Ideal for: Truly passive investors who never plan to sell, who make few trades, and who are buying UK-listed ETFs (not US-listed VXUS). Not ideal for anyone needing support, international diversification, or flexibility.

Cost on a model portfolio (as of 2024): Zero commissions. Currency conversion on VXUS: 1–2% per trade, which is expensive. For a pure UK-focused portfolio: effectively zero cost.
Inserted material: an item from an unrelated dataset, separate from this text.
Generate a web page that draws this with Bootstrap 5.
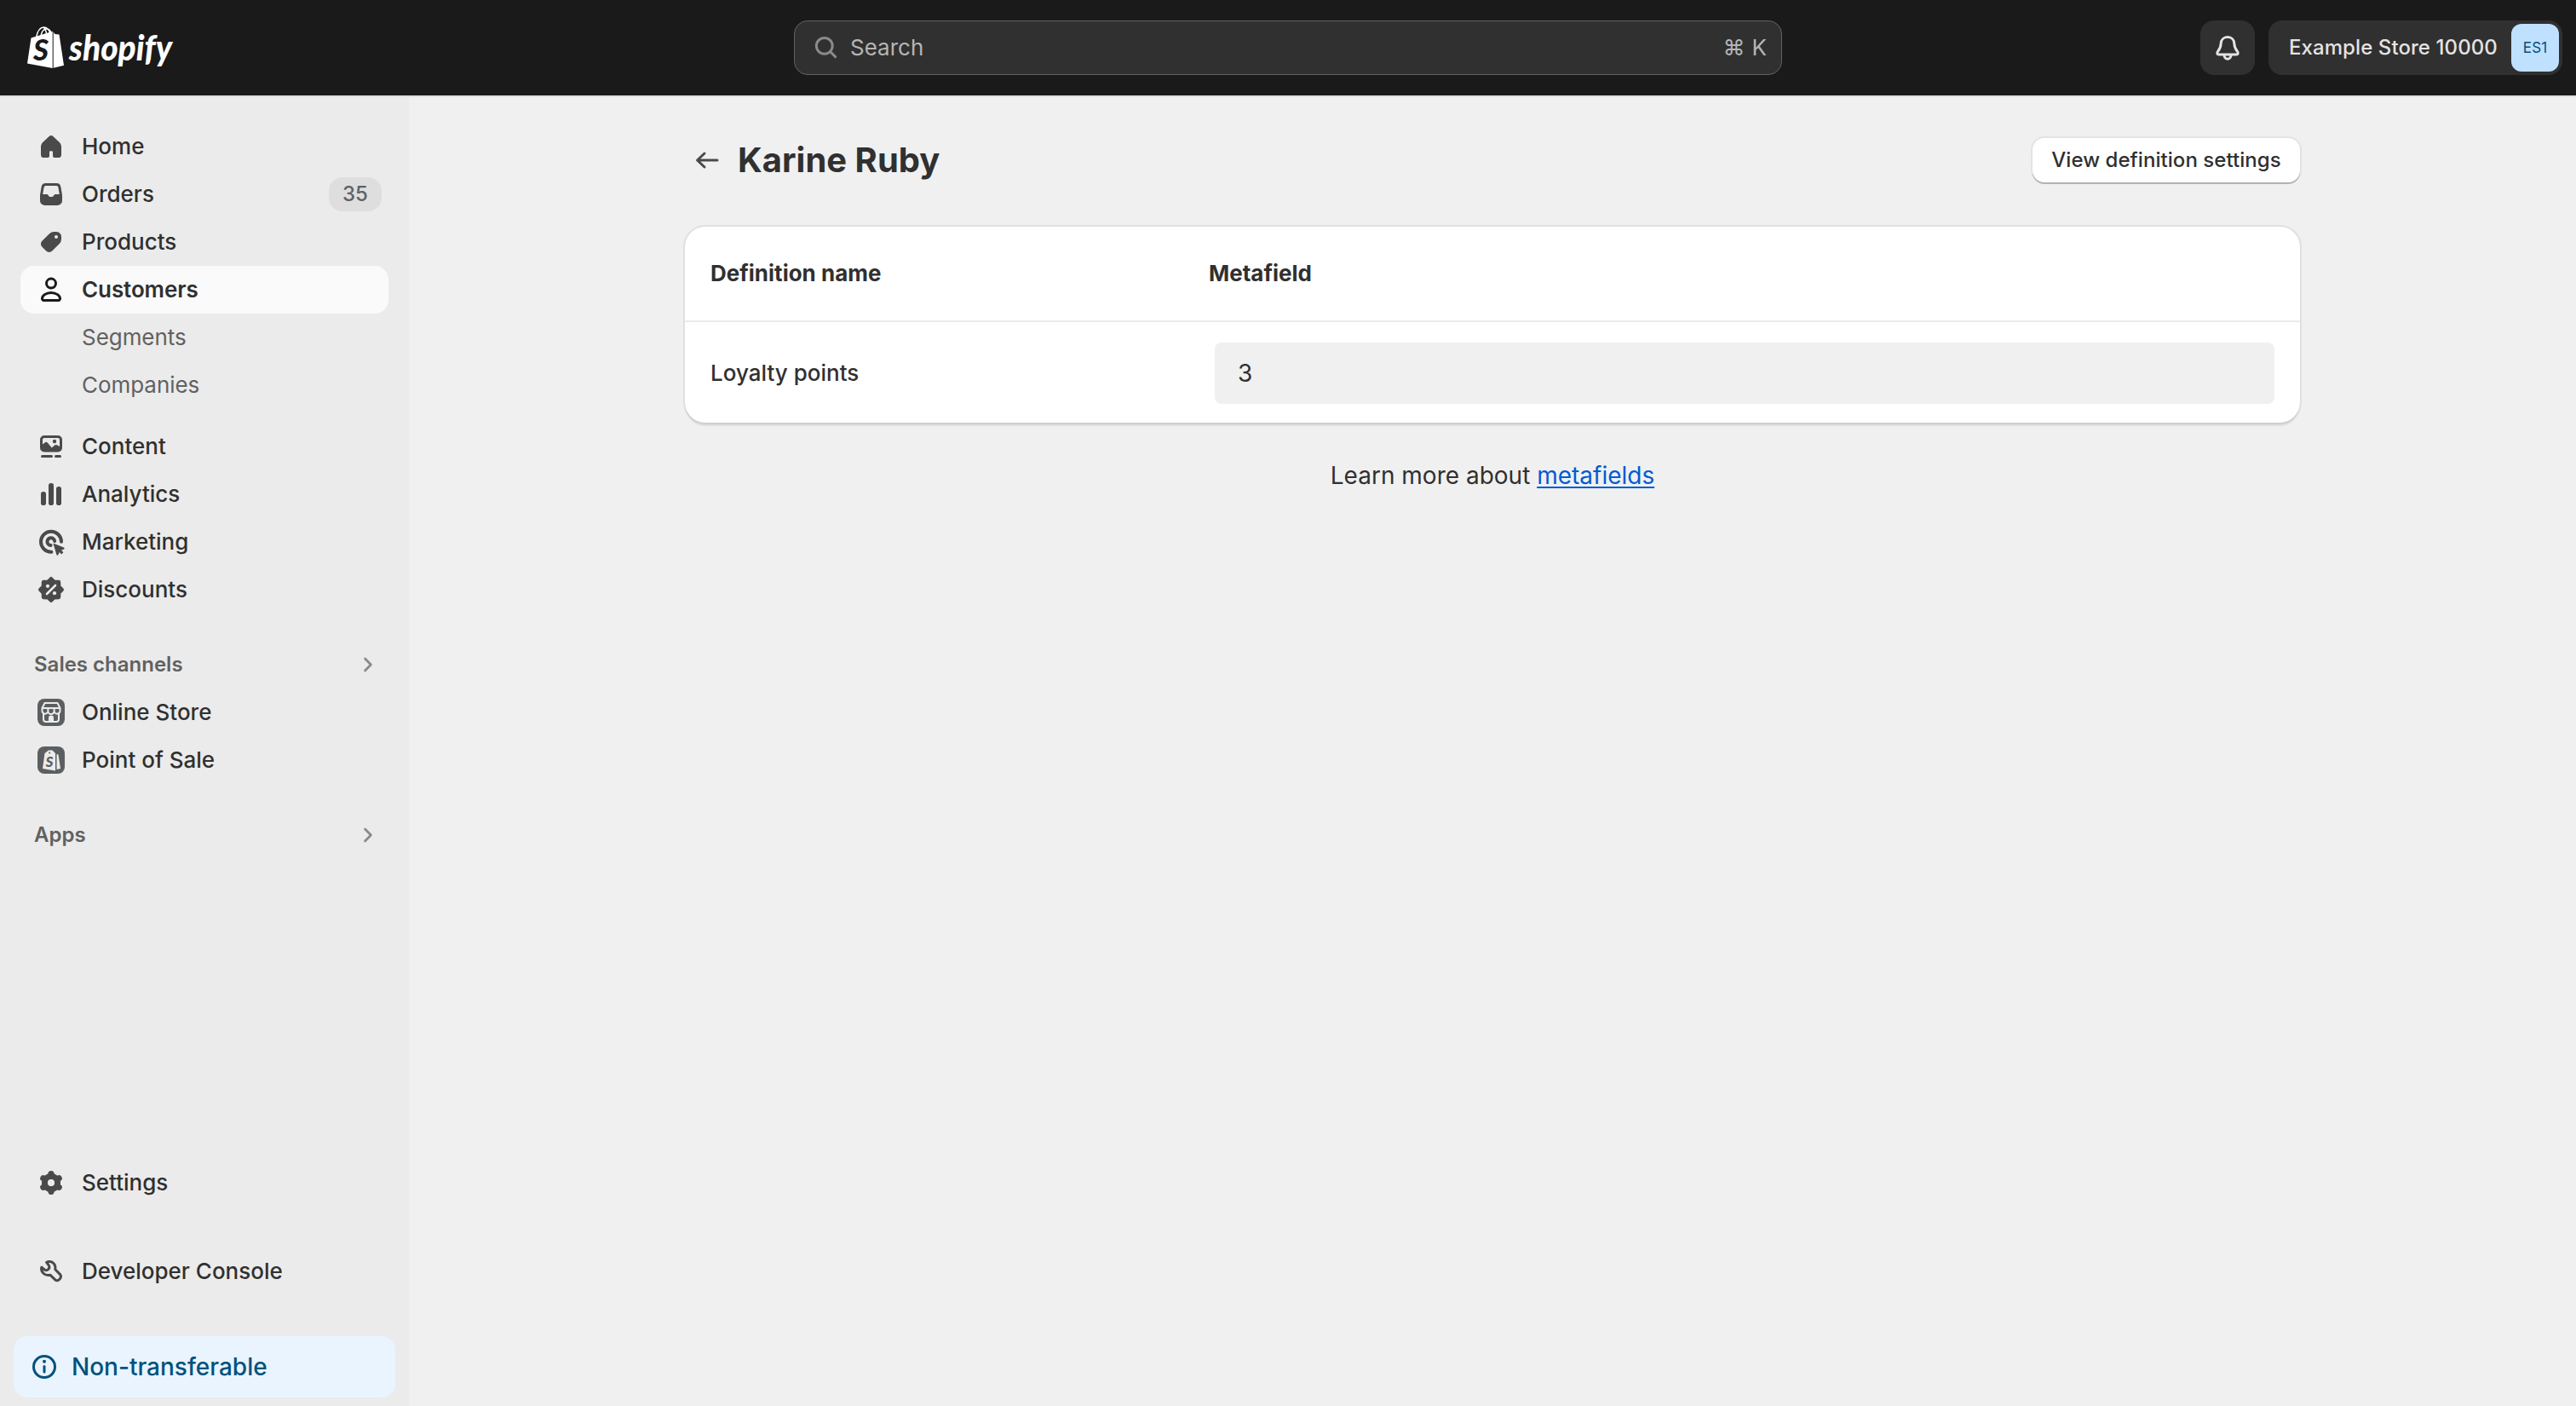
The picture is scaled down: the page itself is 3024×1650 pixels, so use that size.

DEGIRO: The EU cost leader

DEGIRO is a Netherlands-based platform serving EU and UK investors. It emphasizes low costs and wide asset access across European and global exchanges.

Strengths:

  • Zero commissions on stocks and ETFs across all EU exchanges.
  • Wide access to international markets: stocks, ETFs, and bonds from 50+ countries.
  • Low-cost basic account: EUR 0.50 per trade minimum (lower than Interactive Brokers for small trades).
  • Good for building diversified global portfolios.

Trade-offs:

  • Account holding fees: DEGIRO charges a monthly fee (EUR 0.50–EUR 2.50, depending on account type) if your account is dormant or underutilized. This is a hidden cost for passive investors.
  • Currency conversion spreads are reasonable (0.5–1%) but not as tight as Interactive Brokers.
  • Customer support is email-based. Responses are slow (24–48 hours).
  • DEGIRO was acquired by Flatex (Germany) in 2020; regulatory uncertainty post-acquisition has reduced UK investor confidence.
  • Mobile app is adequate but not polished compared to newer competitors.

Ideal for: EU investors building global diversified portfolios, who are comfortable with email support and monthly holding fees. Less ideal for UK investors post-Brexit (regulatory complexity) or people who need phone support.

Cost on a model portfolio (as of 2024): Zero commissions. Monthly account holding fee: EUR 0.50–EUR 2.50. For a £50,000 portfolio: roughly 0.12–0.60% annually in holding fees. Plus currency conversion spreads: 0.5–1%.

Interactive Brokers: Global choice for the UK and EU

Interactive Brokers operates in the UK and EU under IBKR EU S.A. (Luxembourg-regulated). It's covered by LU FDIC equivalent insurance (slightly weaker than FSCS, but still strong).

For UK and EU investors, IBKR offers the same advantages as for US investors: lowest trading costs, tight currency conversion spreads (0.1–0.3%), and access to global markets. The trade-off is the steep learning curve and inactivity fees (£10/month on accounts under $100,000).

Ideal for: Cost-focused UK/EU investors with large balances (>£100,000), who regularly buy international ETFs or require tight spreads. The learning curve and regulatory differences from UK/EU brokers are drawbacks.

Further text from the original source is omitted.